(Raw records):
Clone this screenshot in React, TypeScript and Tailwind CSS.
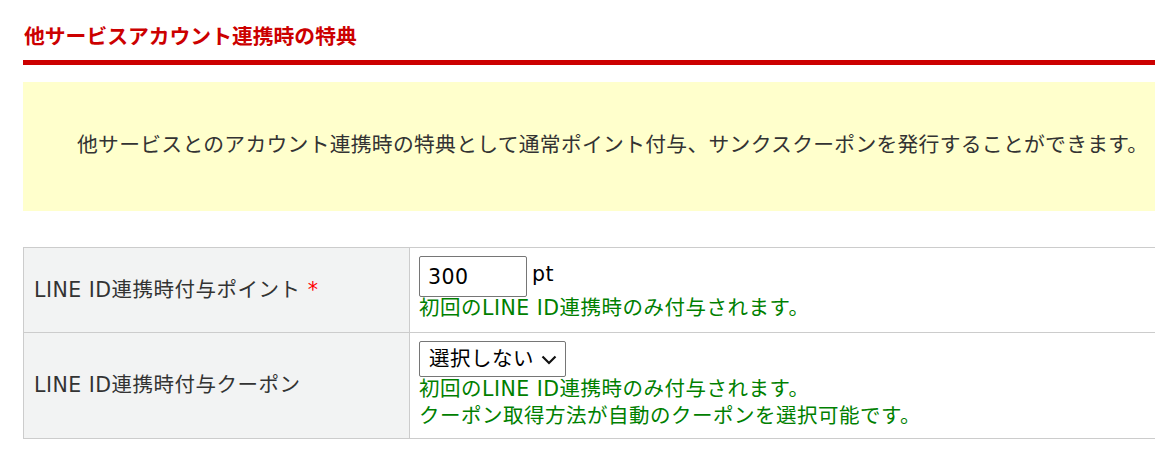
import React from 'react';

const font = { fontFamily: '"DejaVu Sans", "Noto Sans CJK JP", sans-serif' };

export default function App() {
  return (
    <div className="w-[1155px] h-[466px] overflow-hidden bg-white text-[#333]" style={font}>
      <div className="ml-[23px] w-[1200px] pt-[22px]">
        <h2 className="text-[20.8px] leading-[30px] font-bold text-[#cc0000] pl-[1px]">
          他サービスアカウント連携時の特典
        </h2>
        <div className="mt-[8px] h-[5px] bg-[#cc0000]" />

        <div className="mt-[17px] h-[129px] bg-[#ffffcc] pl-[54px] pt-[48px]">
          <p className="text-[20.8px] leading-[30px] tracking-[0.28px]">
            他サービスとのアカウント連携時の特典として通常ポイント付与、サンクスクーポンを発行することができます。
          </p>
        </div>

        <table className="mt-[36px] w-full border-collapse text-[20.5px] leading-[27px] tracking-[0.5px]">
          <tbody>
            <tr>
              <th className="w-[386px] h-[85px] border border-[#cccccc] bg-[#f2f3f3] px-[10px] text-left font-normal align-middle">
                LINE ID連携時付与ポイント <span className="text-[#ff0000]">*</span>
              </th>
              <td className="border border-[#cccccc] px-[9px] pt-[8px] pb-[7px] align-top">
                <div className="flex items-center gap-[5px]">
                  <input
                    defaultValue="300"
                    className="w-[108px] h-[41px] rounded-[2px] border border-[#767676] px-[8px] text-[20.5px] text-black outline-none"
                    style={font}
                  />
                  <span className="text-black -mt-[4px]">pt</span>
                </div>
                <div className="-mt-[2px] text-[#008000]">初回のLINE ID連携時のみ付与されます。</div>
              </td>
            </tr>
            <tr>
              <th className="h-[106px] border border-[#cccccc] bg-[#f2f3f3] px-[10px] text-left font-normal align-middle">
                LINE ID連携時付与クーポン
              </th>
              <td className="border border-[#cccccc] px-[9px] pt-[8px] pb-[8px] align-top">
                <div className="flex h-[36px] w-[147px] items-center justify-between rounded-[2px] border border-[#767676] pl-[9px] pr-[8px] text-black">
                  <span>選択しない</span>
                  <svg width="16" height="10" viewBox="0 0 16 10" fill="none" className="mt-[2px]">
                    <path d="M1.5 1.5 L8 8 L14.5 1.5" stroke="#111" strokeWidth="2.2" />
                  </svg>
                </div>
                <div className="-mt-[1px] text-[#008000]">
                  初回のLINE ID連携時のみ付与されます。
                  <br />
                  クーポン取得方法が自動のクーポンを選択可能です。
                </div>
              </td>
            </tr>
          </tbody>
        </table>
      </div>
    </div>
  );
}
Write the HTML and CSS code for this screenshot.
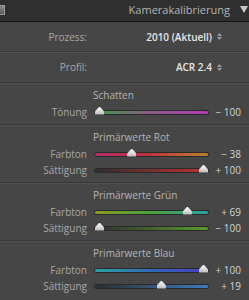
FILE: index.html
```html
<!DOCTYPE html>
<html>
	<head>
		<meta charset="utf-8">
		<link rel="stylesheet" href="styles.css">
	</head>
	<body>
		<div class="head">
			<div class="grip"></div>
			<span class="title">Kamerakalibrierung</span>
			<span class="toggle"></span>
		</div>
		<div class="pick">
			<span class="label">Prozess:</span>
			<span class="value">2010 (Aktuell) <svg width="5" height="7" viewBox="0 0 5 7"><path d="M0 3 L2.5 0 L5 3 Z M0 4 L2.5 7 L5 4 Z" fill="#9a9a9a"/></svg></span>
		</div>
		<div class="pick">
			<span class="label">Profil:</span>
			<span class="value">ACR 2.4 <svg width="5" height="7" viewBox="0 0 5 7"><path d="M0 3 L2.5 0 L5 3 Z M0 4 L2.5 7 L5 4 Z" fill="#9a9a9a"/></svg></span>
		</div>
		<div class="section">
			<div class="heading">Schatten</div>
			<div class="slider">
				<span class="label">Tönung</span>
				<div class="track tint"><i style="--p:0"></i></div>
				<span class="num">− 100</span>
			</div>
		</div>
		<div class="section">
			<div class="heading">Primärwerte Rot</div>
			<div class="slider">
				<span class="label">Farbton</span>
				<div class="track red-hue"><i style="--p:0.31"></i></div>
				<span class="num">− 38</span>
			</div>
			<div class="slider">
				<span class="label">Sättigung</span>
				<div class="track red-sat"><i style="--p:1"></i></div>
				<span class="num">+ 100</span>
			</div>
		</div>
		<div class="section">
			<div class="heading">Primärwerte Grün</div>
			<div class="slider">
				<span class="label">Farbton</span>
				<div class="track green-hue"><i style="--p:0.845"></i></div>
				<span class="num">+ 69</span>
			</div>
			<div class="slider">
				<span class="label">Sättigung</span>
				<div class="track green-sat"><i style="--p:0"></i></div>
				<span class="num">− 100</span>
			</div>
		</div>
		<div class="section">
			<div class="heading">Primärwerte Blau</div>
			<div class="slider">
				<span class="label">Farbton</span>
				<div class="track blue-hue"><i style="--p:1"></i></div>
				<span class="num">+ 100</span>
			</div>
			<div class="slider">
				<span class="label">Sättigung</span>
				<div class="track blue-sat"><i style="--p:0.595"></i></div>
				<span class="num">+ 19</span>
			</div>
		</div>
	</body>
</html>
```
FILE: styles.css
```css
html {
	background: #464646;
	overflow: hidden;
}
body {
	margin: 0;
	height: 300px;
	overflow: hidden;
	background: #464646;
	font-family: "Open Sans", "DejaVu Sans", sans-serif;
	font-size: 10px;
	color: #a6a6a6;
}
.head {
	height: 21px;
	background: #2f2f2f;
	border-bottom: solid 1px #141414;
	display: flex;
	align-items: center;
}
.grip {
	width: 5px;
	height: 10px;
	margin-bottom: 2px;
	background: linear-gradient(#8a8a8a, #5a5a5a);
	border: solid 1px #9a9a9a;
	border-left: none;
	box-sizing: border-box;
}
.title {
	margin-left: auto;
	font-size: 11px;
	color: #b4b4b4;
	margin-bottom: 2px;
}
.toggle {
	width: 0; height: 0;
	margin: 0 1px 2px 10px;
	border-left: solid 4px transparent;
	border-right: solid 4px transparent;
	border-top: solid 7px #c8c8c8;
}
.pick {
	height: 29px;
	display: flex;
	align-items: center;
	border-bottom: solid 1px #383838;
	box-shadow: 0 1px 0 #505050;
}
.pick + .pick {
	height: 30px;
}
.pick .label {
	width: 87px;
	text-align: right;
}
.pick .value {
	margin: 0 27px 0 auto;
	font-weight: 600;
	color: #e6e6e6;
	display: flex;
	align-items: center;
	gap: 5px;
}
.section {
	padding: 5px 0 4px;
	border-bottom: solid 1px #383838;
	box-shadow: 0 1px 0 #505050;
}
.section:last-child {
	border-bottom: none;
	box-shadow: none;
}
.heading {
	line-height: 14px;
	margin: 0 0 2px 93px;
	color: #b4b4b4;
}
.slider {
	height: 16px;
	display: grid;
	grid-template-columns: 87px 124px 30px;
	align-items: center;
}
.slider .label {
	text-align: right;
}
.slider .num {
	text-align: right;
	color: #d2d2d2;
}
.track {
	position: relative;
	margin-left: 8px;
	width: 113px;
	height: 3px;
	border-radius: 2px;
	box-shadow: 0 0 0 1px #2a2a2a;
}
.track::before {
	content: "";
	position: absolute;
	left: 4px; right: 4px;
	top: -5px;
	height: 1px;
	background: repeating-linear-gradient(90deg, #3c3c3c 0 1px, transparent 1px 10.5px);
}
.track i {
	position: absolute;
	top: -4px;
	left: calc(var(--p) * 104px);
	width: 9px;
	height: 8px;
	background: linear-gradient(#ffffff, #b8b8b8);
	clip-path: polygon(50% 0, 100% 60%, 100% 100%, 0 100%, 0 60%);
}
.tint { background: linear-gradient(90deg, #3f9a45, #8a5a8a 50%, #b23cb2); }
.red-hue { background: linear-gradient(90deg, #b0306a, #c03040 45%, #b8802c); }
.red-sat { background: linear-gradient(90deg, #2e2e2e, #c23030); }
.green-hue { background: linear-gradient(90deg, #8c9a20, #4aa040 50%, #2aa3a0); }
.green-sat { background: linear-gradient(90deg, #2e2e2e, #5a9a30); }
.blue-hue { background: linear-gradient(90deg, #2aa3a0, #3068b8 50%, #4a3cc0); }
.blue-sat { background: linear-gradient(90deg, #2e2e2e, #3a7cc0); }
```
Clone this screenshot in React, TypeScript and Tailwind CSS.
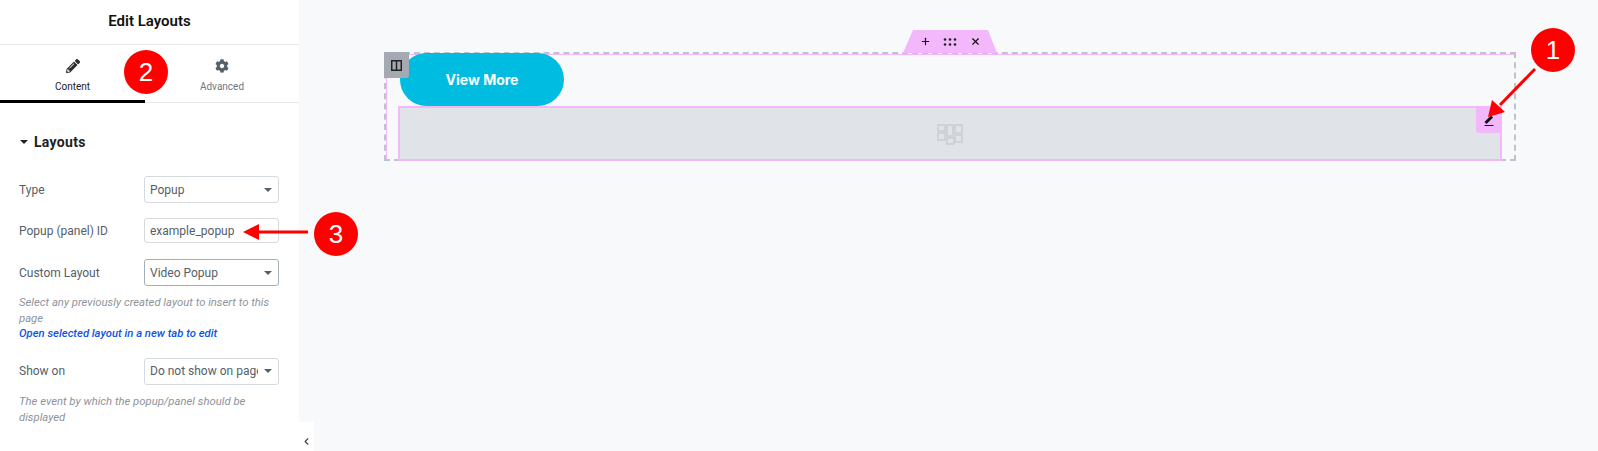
import React from 'react';
import { ChevronLeft, Plus, X } from 'lucide-react';
import { FaCog, FaPencilAlt } from 'react-icons/fa';

const Caret = () => <span className="border-x-[4px] border-t-[4px] border-x-transparent border-t-[#556068] shrink-0" />;

const Field: React.FC<{ label: string; value: string; select?: boolean; dark?: boolean; clip?: boolean; className?: string }> = ({ label, value, select, dark, clip, className }) => (
  <div className={`flex items-center justify-between text-[12px] text-[#556068] ${className ?? ''}`}>
    <span>{label}</span>
    <div className={`w-[135px] flex items-center pl-[5px] pr-[5px] bg-white rounded-[3px] border ${select ? 'h-[27px]' : 'h-[25px]'} ${dark ? 'border-[#a4afb7]' : 'border-[#d5dadf]'}`}>
      <span className={`whitespace-nowrap overflow-hidden ${clip ? 'w-[108px]' : 'flex-1'}`}>{value}</span>
      {select && <span className="ml-auto flex pr-[1px]"><Caret /></span>}
    </div>
  </div>
);

const Badge: React.FC<{ n: number; className: string }> = ({ n, className }) => (
  <div className={`absolute w-11 h-11 rounded-full bg-[#fe0000] text-white text-[26px] flex items-center justify-center font-['Liberation_Sans',sans-serif] ${className}`}>{n}</div>
);

function Panel() {
  return (
    <aside className="w-[299px] h-[451px] bg-white shrink-0 flex flex-col shadow-[1px_0_3px_rgba(0,0,0,0.05)]">
      <div className="h-[45px] border-b border-[#e6e9ec] flex items-center justify-center text-[15px] font-semibold text-[#111] pb-[2px]">Edit Layouts</div>
      <div className="h-[58px] border-b border-[#e6e9ec] flex">
        <div className="w-[145px] h-[58px] border-b-[3px] border-black flex flex-col items-center pt-[14px] text-[#222]">
          <FaPencilAlt size={14} color="#2b2b2b" />
          <span className="text-[10px] leading-[14px] mt-[7px]">Content</span>
        </div>
        <div className="flex-1 flex flex-col items-center pt-[14px] text-[#6d7882]">
          <FaCog size={14} color="#556068" />
          <span className="text-[10px] leading-[14px] mt-[7px]">Advanced</span>
        </div>
      </div>
      <div className="pl-[19px] pr-[20px] flex flex-col">
        <div className="flex items-center gap-[6px] mt-[29px] pl-[1px] text-[14px] leading-[20px] font-bold text-[#222] tracking-[0.3px]">
          <span className="border-x-[4px] border-t-[4px] border-x-transparent border-t-[#222]" />
          Layouts
        </div>
        <Field className="mt-[24px]" label="Type" value="Popup" select />
        <Field className="mt-[15px]" label="Popup (panel) ID" value="example_popup" />
        <Field className="mt-[16px]" label="Custom Layout" value="Video Popup" select dark />
        <p className="mt-[9px] -mr-[10px] text-[11.3px] leading-[15.5px] italic text-[#8d949c]">
          Select any previously created layout to insert to this page
          <br />
          <span className="text-[#0f55e0] font-medium">Open selected layout in a new tab to edit</span>
        </p>
        <Field className="mt-[16px]" label="Show on" value="Do not show on page" select clip />
        <p className="mt-[9px] text-[11.3px] leading-[16px] italic text-[#8d949c]">The event by which the popup/panel should be displayed</p>
      </div>
    </aside>
  );
}

function Canvas() {
  return (
    <main className="relative flex-1 h-[451px] bg-[#f8f9fb] pl-[85px] pt-[52px]">
      <div className="relative w-[1132px] h-[109px] border-2 border-dashed border-[#c0c3cb] shadow-[inset_1px_1px_0_#f3b7fb] pl-[12px] flex flex-col">
        <div className="absolute -top-[2px] -left-[2px] w-[25px] h-[26px] bg-[#a4a9b2] rounded-br-[3px] flex items-center justify-center">
          <svg width="11" height="11" viewBox="0 0 11 11" fill="none" stroke="#222" strokeWidth="1.500">
            <rect x="0.750" y="0.750" width="9.500" height="9.500" />
            <path d="M5.500 1v9" />
          </svg>
        </div>
        <div className="absolute -top-[24px] left-[517px] w-[94px] h-[23px] bg-[#f3b7fb] [clip-path:polygon(10px_0,85px_0,94px_100%,0_100%)] flex items-center justify-center gap-[12.5px] text-[#111]">
          <Plus size={11} strokeWidth={2.5} />
          <svg width="14" height="8" viewBox="0 0 14 8" fill="#222">
            <circle cx="2" cy="1.500" r="1.300" /><circle cx="7" cy="1.500" r="1.300" /><circle cx="12" cy="1.500" r="1.300" />
            <circle cx="2" cy="6.500" r="1.300" /><circle cx="7" cy="6.500" r="1.300" /><circle cx="12" cy="6.500" r="1.300" />
          </svg>
          <X size={11} strokeWidth={2.5} />
        </div>
        <div className="-mt-[1px] ml-[2px] w-[164px] h-[53px] rounded-full bg-[#00bce0] text-white text-[14px] font-bold font-['Inter',sans-serif] flex items-center justify-center shrink-0">View More</div>
        <div className="relative w-[1104px] h-[55px] shrink-0 bg-[#e0e3e7] border-2 border-[#f3b7fb] flex items-center justify-center">
          <svg className="mt-[2px]" width="26" height="21" viewBox="0 0 26 21" fill="none" stroke="#c9ced3" strokeWidth="1.500">
            <rect x="1" y="1" width="7" height="6" /><rect x="1" y="9" width="7" height="7" />
            <rect x="10" y="1" width="6" height="11" /><rect x="18" y="1" width="7" height="8" />
            <rect x="18" y="11" width="7" height="7" /><rect x="10" y="14" width="7" height="6" />
          </svg>
          <div className="absolute -top-[2px] -right-[2px] w-[26px] h-[27px] bg-[#f3b7fb] rounded-bl-[3px] flex items-center justify-center">
            <svg width="13" height="13" viewBox="0 0 13 13" fill="none" stroke="#111">
              <path d="M2.500 10L9 3.500" strokeWidth="3" />
              <path d="M1.500 12.500h9" strokeWidth="1" />
            </svg>
          </div>
        </div>
      </div>
      <button className="absolute left-0 top-[422px] w-[15px] h-[29px] bg-white flex items-center justify-center text-[#444]">
        <ChevronLeft size={11} strokeWidth={2.5} className="mt-[10px]" />
      </button>
    </main>
  );
}

export default function App() {
  return (
    <div className="relative w-[1598px] h-[451px] flex overflow-hidden font-['Roboto',sans-serif]">
      <Panel />
      <Canvas />
      <Badge n={1} className="left-[1531px] top-[28px]" />
      <Badge n={2} className="left-[124px] top-[50px]" />
      <Badge n={3} className="left-[314px] top-[212px]" />
      <svg className="absolute left-0 top-0 pointer-events-none" width="1598" height="451" fill="#fe0000" stroke="none">
        <path d="M1535 69L1500 105" stroke="#fe0000" strokeWidth="3" />
        <path d="M1488 117L1492 100 1505 112z" />
        <path d="M308 232H256" stroke="#fe0000" strokeWidth="3" />
        <path d="M243 232L259 224V240z" />
      </svg>
    </div>
  );
}
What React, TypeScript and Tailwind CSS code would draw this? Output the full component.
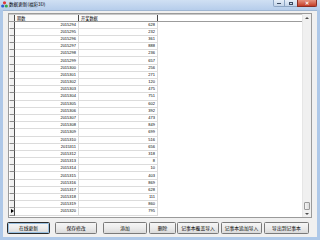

(Work to do): Read the entries and show each line that mentions "code".

(Output):
Write the HTML and CSS code for this screenshot.
What React, TypeScript and Tailwind CSS code would draw this? Output the full component.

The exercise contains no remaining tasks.